Corriere della Sera

Nella fiaba nera il femminile rinasce E impazzisce

- di Carlo Baroni

Un mondo senza donne. Niente madri, né figlie. Dove non ci sono neanche nonne e sorelle. Un pianeta declinato solo al maschile. Le donne vittime di un letargo misterioso. Addormenta­te sotto una coltre appiccicos­a. Un «fazzoletto delle fate» che le copre non appena prendono sonno. E guai a svegliarle. L’incantesim­o si rompe, ma non c’è nessun principe azzurro a baciare la principess­a. La fine del sonno scatena l’inferno: la donna liberata si avventa sul suo salvatore e lo azzanna (non è un eufemismo): nasi staccati dal viso, unghie conficcate negli occhi, sangue che sgocciola dalle gole. Una fiaba nera che non sai come andrà a finire. Di quelle che gli effetti speciali sono così reali da crederci. Se non fosse che a scrivere una storia così sia Stephen King, questa volta a quattro mani con il figlio Owen, si potrebbe liquidare come il «solito» romanzo horror. Il Re, invece, è un’altra cosa. E la paura è solo un tassello di un mosaico più complicato. C’è di mezzo l’inconscio e la parte oscura di ognuno di noi. Le sue sono storie così disperate che finisci per credere alla Speranza.

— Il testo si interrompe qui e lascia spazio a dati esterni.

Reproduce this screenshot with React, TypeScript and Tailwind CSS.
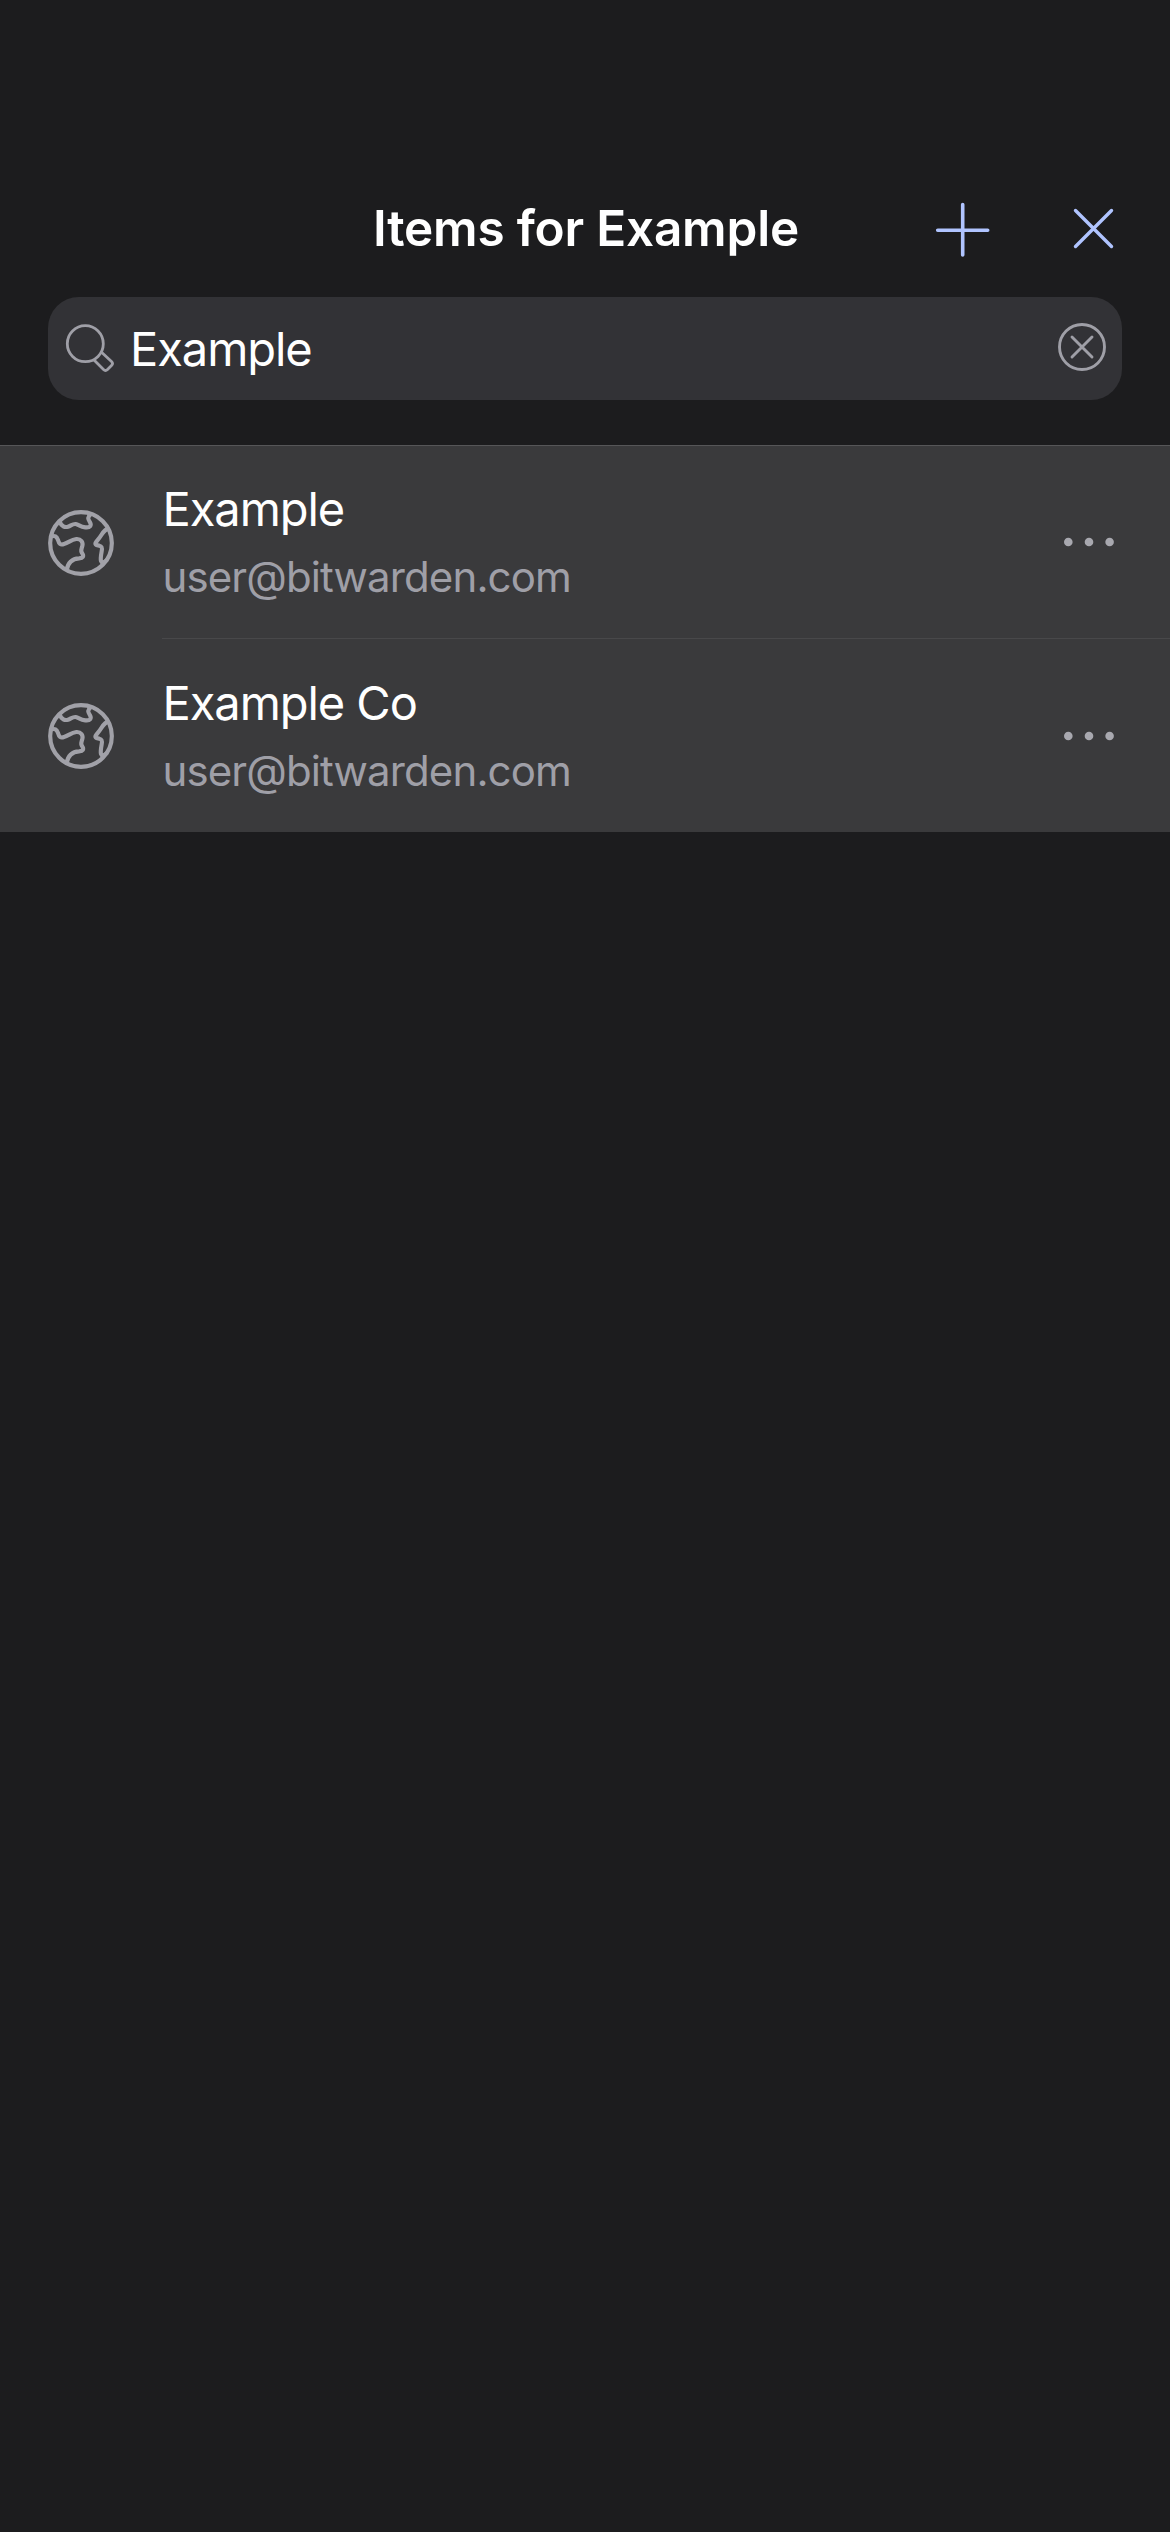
const items = [
  { name: 'Example', user: 'user@bitwarden.com' },
  { name: 'Example Co', user: 'user@bitwarden.com' },
];

function Globe() {
  return (
    <svg className="h-[66px] w-[66px] shrink-0" viewBox="54 57 198 198" fill="none" stroke="#a1a1a8" strokeWidth="12.5" strokeLinejoin="round">
      <circle cx="153" cy="156" r="92.5" />
      <path d="M89 91C94 107 105 110 114 107C123 104 128 98 137 99C147 101 150 107 166 109C181 111 185 103 180 94C173 83 172 80 182 69" />
      <path d="M62 137C75 132 80 136 84 147C87 158 91 163 102 159C117 155 122 146 139 144C153 143 160 154 157 165C154 176 151 179 156 186C163 196 159 201 147 202C129 203 114 214 110 237" />
      <path d="M238 112C226 114 220 122 214 132C207 144 201 148 197 155C194 162 202 163 208 164C217 166 217 171 215 181C213 192 211 204 213 210C216 218 224 214 231 206" />
    </svg>
  );
}

function Dots() {
  return (
    <svg className="h-[10px] w-[52px]" viewBox="0 0 52 10" fill="#a8a8af">
      <circle cx="5.3" cy="5" r="4.3" />
      <circle cx="26" cy="5" r="4.3" />
      <circle cx="46.6" cy="5" r="4.3" />
    </svg>
  );
}

export default function App() {
  return (
    <div className="flex h-[2532px] w-[1170px] flex-col bg-[#1c1c1e] font-['Inter',sans-serif] text-white">
      <header className="mt-[180px] grid h-[100px] grid-cols-[1fr_auto_1fr] items-center">
        <div />
        <h1 className="relative top-[-2px] left-px whitespace-nowrap text-[49.5px] leading-[60px] font-semibold tracking-[-0.2px]">Items for Example</h1>
        <div className="flex items-center justify-end gap-[82px] pr-[52px]">
          <button aria-label="Add">
            <svg className="block h-[56px] w-[56px]" viewBox="0 0 56 56" stroke="#b0c4ff" strokeWidth="3.6" strokeLinecap="round">
              <path d="M28.7 3.6V53.9M3.7 29.3H53.7" transform="translate(0 -1)" />
            </svg>
          </button>
          <button aria-label="Close">
            <svg className="block h-[46px] w-[46px]" viewBox="0 0 46 46" stroke="#b0c4ff" strokeWidth="3.4" strokeLinecap="round">
              <path d="M3.5 3.5L39.5 39.5M39.5 3.5L3.5 39.5" />
            </svg>
          </button>
        </div>
      </header>

      <div className="mx-12 mt-[17px] flex h-[103px] items-center rounded-[31px] bg-[#323236] pr-[16px] pl-[17px]">
        <svg className="h-[50px] w-[50px] shrink-0" viewBox="0 0 50 50" fill="none" stroke="#9f9fa7" strokeWidth="2.8" strokeLinejoin="round">
          <circle cx="20.3" cy="19.7" r="18" />
          <path d="M29 36L38.5 45.5Q40.5 47.5 42.5 45.5L46.5 41.5Q48.5 39.5 46.5 37.5L36.8 28.5" />
        </svg>
        <span className="ml-[15px] flex-1 text-[47px] leading-[58px] tracking-[-1.05px]">Example</span>
        <svg className="mb-[3px] h-[48px] w-[48px] shrink-0" viewBox="0 0 48 48" fill="none" stroke="#9f9fa7" strokeWidth="2.9" strokeLinecap="round">
          <circle cx="24" cy="24" r="22.5" />
          <path d="M14 14L34 34M34 14L14 34" />
        </svg>
      </div>

      <ul className="mt-[45px] border-t border-[#565658] bg-[#3a3a3c]">
        {items.map((item, i) => (
          <li key={item.name} className="flex h-[193px] items-center pl-12">
            <Globe />
            <div className={`ml-[48px] flex h-[193px] flex-1 items-center justify-between pr-[55px] ${i === 0 ? 'border-b border-[#48484a]' : ''}`}>
              <div className="pt-[3px] pl-[0.5px]">
                <p className="text-[47px] leading-[64px] tracking-[-1.05px]">{item.name}</p>
                <p className="mt-[3px] text-[42px] leading-[66px] tracking-[-0.88px] text-[#9f9fa7]">{item.user}</p>
              </div>
              <Dots />
            </div>
          </li>
        ))}
      </ul>
    </div>
  );
}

La location sembra fatta apposta. L’America profonda che non vedi nei film e nei notiziari del tg. Questa volta sono le contee ai piedi degli Appalachi, West Virginia. Washington non è lontana, ma neanche vicina. Terra di boscaioli e minatori con camicie scozzesi e lunghe ore davanti a una birra. E magari di più, fino a perdere il conto. L’incubo bussa alla porta di una roulotte. E ha un viso e due occhi che non puoi dimenticar­e anche se fatichi a ricordare. Si chiama Evie e puoi giocare con la radice del nome: Evie come

Evil, il Male o come Eva, la prima donna? O forse con tutte e due? Lei appare, massacra un paio di bestioni e poi niente sarà più come prima. Una forza inaudita la circonda, dalla sua bocca escono falene numerose come formiche addosso al miele. E viene in mente il protagonis­ta del

Miglio Verde. Infatti anche in Sleeping beauties (Sperling & Kupfer, traduzione di Giovanni Arduino, pp. 652, 21,90) il carcere è un elemento centrale. Un luogo di detenzione per donne. Prostitute, tossiche o sempliceme­nte disadattat­e. Che bastava nascere cento miglia più in là o scegliersi genitori diversi per cambiarsi la storia.

Quando la pandemia si diffonde per loro è allarme rosso. E anche tutte le donne della contea di Dooling vivono nella certezza che quando le sorprender­à il sonno, il risveglio non sarà il passo successivo. Ci sono anche gli uomini. E non ne escono bene. Insicuri. Immaturi. Impauriti. Che ti viene da chiederti se non fosse stato meglio che a dormire fossero loro. Clint Norcross fa lo psichiatra del carcere. Sua moglie, Lila, lo sceriffo. Hanno un figlio Jared e (il marito), forse, anche un’altra figlia: Shannon. Clint è uno strizzacer­velli che comprende il dolore degli altri perché è anche il suo. Ma capire non vuol dire superare i traumi come direbbe un bravo psicoanali­sta. Lila è tosta e vulnerabil­e. Il figlio è venuto su bene, nonostante tutto. Anche perché a guardarsi attorno non faresti cambio con nessuno. Le detenute sono storie finite male, ma guai a prendersel­a con il Dna o i genitori. Sono scuse e pretesti ai quali non crederebbe più neanche Freud.

Il bello del libro dei due King è che alla fine capisci che il tuo destino dipende da te. Anche in un mondo impazzito, dove regna la magia e le forze soprannatu­rali ti travolgono. Succede quando finalmente ti accorgi che quel mondo è solo dentro di te, anche il Male. E quello che sta fuori lo riconosci all’istante. E ci vuole poco per metterlo fuori combattime­nto. Anche quando ti graffia e fa la voce truce.